Nube was a beanpole of a yearling. If he and Ernest weren’t trying to get me bucked off a horse… if he wasn’t eating his body weight in hay every hour… if he wasn’t listening to the Grandfather Horse tell stories about me… if he wasn’t sleeping with donkeys… sometimes Nube came to work with me.
I did some of my training at a barn across a 20-acre pasture. On those days Dodger and I ponyed Nube up the hill, and the two of them waited while I trained. We came home to cheering masses. In our own minds.
Some days, I took him to work with me in the horse trailer. I’d lead him to the back of the trailer, give him a minute to think about it, and he self-loaded soon after. Humans shouldn’t be in metal boxes with horses because it makes the horse nervous. The space is too small. Nube was more challenged coming out of the trailer. He did a bit of a Spanish walk.
If it was a short day at another farm, sometimes he hung out next to the client’s horses, or sometimes by himself with a haybag. After an hour or two of lessons, I loaded him back up and brought him home to the cheering masses. Or maybe the braying asses.
Horse training is simply the collection of good experiences for the horse. Their willingness to be with us grows because good things happen.
Then one day it changed. While getting ready to step into the trailer, Nube bumped his foreleg on the back of the trailer. I could hear the clang of his shin bone hitting metal. We walked it off and then grazed for a while.
Dang, I’ll do anything to not pick a fight behind a horse trailer. I’ve met horses afraid of the ground behind a trailer way more than they ever feared the trailer itself. It might as well be a boxing ring for the number of fights that go on there. The back of a trailer is a place for patience and praise.
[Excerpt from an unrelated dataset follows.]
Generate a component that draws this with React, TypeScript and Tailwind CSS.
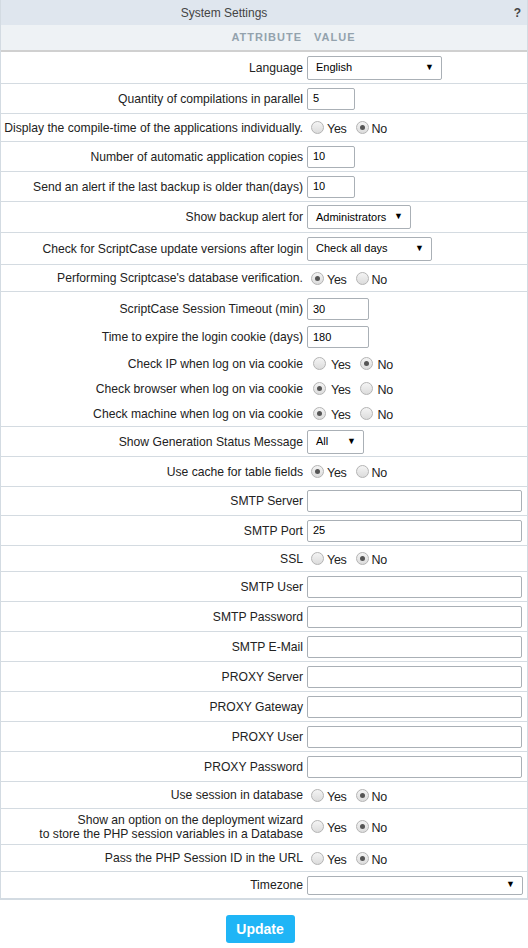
import React from "react";

function Radio({ on }: { on: boolean }) {
  return (
    <span className="inline-flex h-[13px] w-[13px] shrink-0 items-center justify-center rounded-full border border-[#b4b4b4] bg-gradient-to-b from-[#f4f4f4] to-[#dcdcdc]">
      {on && <span className="h-[5px] w-[5px] rounded-full bg-[#555]" />}
    </span>
  );
}

function YesNo({ yes, wide }: { yes: boolean; wide?: boolean }) {
  return (
    <div className={"flex items-center " + (wide ? "gap-[5px] pl-[6px]" : "gap-[3px] pl-[4px]")}>
      <Radio on={yes} />
      <span className={"mt-[4px] text-[12.5px] tracking-[-0.3px] text-[#222] " + (wide ? "mr-[4px]" : "mr-[6px]")}>Yes</span>
      <Radio on={!yes} />
      <span className="mt-[4px] text-[12.5px] tracking-[-0.3px] text-[#222]">No</span>
    </div>
  );
}

function Select({ value, w, h = "h-[24px]" }: { value: string; w: string; h?: string }) {
  return (
    <div className={`flex ${w} ${h} items-center justify-between rounded-[2px] border border-[#aab0b6] bg-white pl-[8px] pr-[7px] text-[11px] text-black`}>
      <span>{value}</span>
      <span className="text-[9px]">▼</span>
    </div>
  );
}

function Input({ value, w }: { value: string; w: string }) {
  return (
    <div className={`flex ${w} h-[22px] items-center rounded-[2px] border border-[#aab0b6] bg-white pl-[5px] text-[11px] text-black`}>
      {value}
    </div>
  );
}

function Row({ label, children, h, last }: { label: React.ReactNode; children: React.ReactNode; h: string; last?: boolean }) {
  return (
    <div className={`flex ${h} items-center ${last ? "" : "border-b border-[#d4dbe1]"}`}>
      <div className="w-[303px] shrink-0 pr-[1px] text-right text-[12.15px] leading-[14px] text-[#222]">{label}</div>
      <div className="flex flex-1 items-center pl-[3px]">{children}</div>
    </div>
  );
}

export default function App() {
  return (
    <div className="min-h-[948px] w-[528px] bg-white font-['Liberation_Sans',Arial,sans-serif]">
      <div className="border-x border-b-2 border-[#d3dbe2]">
        <div className="flex h-[25px] items-center bg-[#dfe6ee]">
          <div className="flex-1 text-center text-[12px] text-[#444]">System Settings</div>
          <div className="w-[80px] pr-[6px] text-right text-[12px] font-bold text-[#444]">?</div>
        </div>
        <div className="flex h-[27px] items-center border-b-2 border-[#d0d0d0] bg-[#eef2f5] text-[11px] font-bold tracking-[1px] text-[#93a2ad]">
          <div className="w-[301px] text-right">ATTRIBUTE</div>
          <div className="pl-[12px]">VALUE</div>
        </div>

        <Row label="Language" h="h-[32px]"><Select value="English" w="w-[135px]" /></Row>
        <Row label="Quantity of compilations in parallel" h="h-[30px]"><Input value="5" w="w-[48px]" /></Row>
        <Row label="Display the compile-time of the applications individually." h="h-[28px]"><YesNo yes={false} /></Row>
        <Row label="Number of automatic application copies" h="h-[30px]"><Input value="10" w="w-[48px]" /></Row>
        <Row label="Send an alert if the last backup is older than(days)" h="h-[30px]"><Input value="10" w="w-[48px]" /></Row>
        <Row label="Show backup alert for" h="h-[31px]"><Select value="Administrators" w="w-[104px]" /></Row>
        <Row label="Check for ScriptCase update versions after login" h="h-[32px]"><Select value="Check all days" w="w-[125px]" /></Row>
        <Row label="Performing Scriptcase's database verification." h="h-[27px]"><YesNo yes /></Row>

        <div className="flex flex-col border-b border-[#d4dbe1] pt-[3px]">
          <Row label="ScriptCase Session Timeout (min)" h="h-[28px]" last><Input value="30" w="w-[62px]" /></Row>
          <Row label="Time to expire the login cookie (days)" h="h-[28px]" last><Input value="180" w="w-[62px]" /></Row>
          <Row label="Check IP when log on via cookie" h="h-[25px]" last><YesNo yes={false} wide /></Row>
          <Row label="Check browser when log on via cookie" h="h-[25px]" last><YesNo yes wide /></Row>
          <Row label="Check machine when log on via cookie" h="h-[25px]" last><YesNo yes wide /></Row>
        </div>

        <Row label="Show Generation Status Message" h="h-[30px]"><Select value="All" w="w-[57px]" /></Row>
        <Row label="Use cache for table fields" h="h-[30px]"><YesNo yes /></Row>
        <Row label="SMTP Server" h="h-[29px]"><Input value="" w="w-[215px]" /></Row>
        <Row label="SMTP Port" h="h-[30px]"><Input value="25" w="w-[215px]" /></Row>
        <Row label="SSL" h="h-[26px]"><YesNo yes={false} /></Row>
        <Row label="SMTP User" h="h-[30px]"><Input value="" w="w-[215px]" /></Row>
        <Row label="SMTP Password" h="h-[30px]"><Input value="" w="w-[215px]" /></Row>
        <Row label="SMTP E-Mail" h="h-[30px]"><Input value="" w="w-[215px]" /></Row>
        <Row label="PROXY Server" h="h-[30px]"><Input value="" w="w-[215px]" /></Row>
        <Row label="PROXY Gateway" h="h-[30px]"><Input value="" w="w-[215px]" /></Row>
        <Row label="PROXY User" h="h-[30px]"><Input value="" w="w-[215px]" /></Row>
        <Row label="PROXY Password" h="h-[30px]"><Input value="" w="w-[215px]" /></Row>
        <Row label="Use session in database" h="h-[27px]"><YesNo yes={false} /></Row>
        <Row
          label={
            <>
              Show an option on the deployment wizard
              <br />
              to store the PHP session variables in a Database
            </>
          }
          h="h-[36px]"
        >
          <YesNo yes={false} />
        </Row>
        <Row label="Pass the PHP Session ID in the URL" h="h-[27px]"><YesNo yes={false} /></Row>
        <Row label="Timezone" h="h-[26px]" last><Select value="" w="w-[216px]" h="h-[19px]" /></Row>
      </div>

      <div className="flex justify-center pt-[15px]">
        <button type="button" className="ml-[-8px] h-[28px] w-[69px] rounded-[3px] bg-[#1fb5f6] text-[14px] font-bold text-white">
          Update
        </button>
      </div>
    </div>
  );
}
It’s the worst place to pick a fight, and now my trailer had gone and done just that, severely punishing Nube for lifting his leg.
We went back to the trailer and Nube said no. Slowly, just one step at a time, until he could stand with his head near the trailer door. We exchanged calming signals, and there was no reason to get greedy. I put him back in the pen and told him he was a good boy. More than enough for one day.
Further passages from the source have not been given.